The New And Improved Unofficial R65 Forum V2

Technical Discussion => BMW Technical Q&A, Primarily R65 => Topic started by: jp9094 on October 06, 2016, 03:10:08 PM

Title: Seat Lock removal
Post by: jp9094 on October 06, 2016, 03:10:08 PM
I know that removing the seat lock ( to code a key that works) should be fairly simple as there are only 3 screws that need to be removed.

When I tried to access them, I found the rear fender in the way. I acquired an offset Philips head driver, but it only worked on the most forward located screw. The more posterior screw was still blocked by the fender.

My Clymer manual says to remove the wheel, taillight assembly and the fender! Seems like a lot of work to me. It occurred to me that if I unbolted the fender and let it drop onto the back tire it might create enough room to access the screw heads?

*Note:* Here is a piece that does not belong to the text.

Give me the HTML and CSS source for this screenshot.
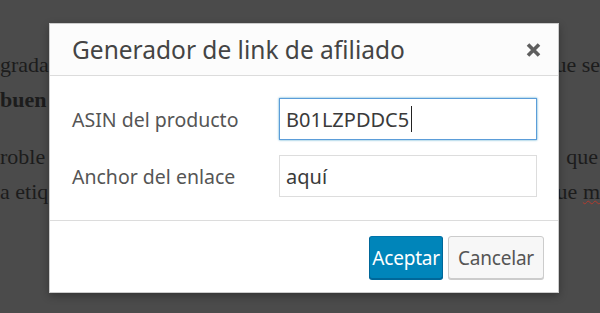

Has anyone had any experience with this? Is there another workaround for this problem? Any and all help appreciated.
Title: Re: Seat Lock removal
Post by: Bob_Roller on October 06, 2016, 06:41:26 PM
If the screws have never been removed since the bike was built and that most likely is the case, they may be difficult to remove .

I had to remove the bolts for the rear fender and move it out of the way, to get to the last screw that refused to loosen the first time I had to remove the lock, due to it's spinning .

I never use the the seat lock anymore .

But the bike is either in the garage, or in secure parking at work .
Title: Re: Seat Lock removal
Post by: montmil on October 07, 2016, 06:40:07 AM
The seat lock removal is truly a labor intensive chore. I learned this the really, really hard way when I first used the helmet hook on the subframe on my newly accquired R100S. The freaking key would not unlock the seat! Lock is negative function. Helmet blocks any access so first order was to cut away the hook and get my helmet free.

After spending way too much time getting the seat off and the lock box removed, I did a small mod that allows the screws to be removed from the outside. Sure, you might say that someone could now get into the tool tray but I doubt it. What I did was:

Used a thin, cut-off wheel in the Dremel to cut a slot in the bitter end of the troublesome screws. Painted the screws ends black to match the chassis and lock, then reassembled everything. Now, if for some reason the latch button fails, a small flat-blade driver releases the lock assembly. As it sits, the modified screws are not noticeable... except to you guys.
Title: Re: Seat Lock removal
Post by: skippyc on October 07, 2016, 04:35:04 PM
Smart thinking montmil. My lock is moving around its a job i need to look at.
Title: Re: Seat Lock removal
Post by: BPT on October 09, 2016, 08:47:38 PM
I didn't have to remove the wheel but I did drop the fender.  IIRC, I don't think that I had to remove it, just took the bolts out and moved it just enough to get better access.  It was one of the first things I did and didn't have a manual or any directions to follow.  It was a little bit of a pain but not too difficult.  I think I used a combination of an offset screwdriver and one of those tiny finger socket things that take a 1/4" bit.

Montmil's idea is a good one.  I thought of doing something similar but lost my ambition that night, then decided that I'd hope I wouldn't be doing that again any time soon.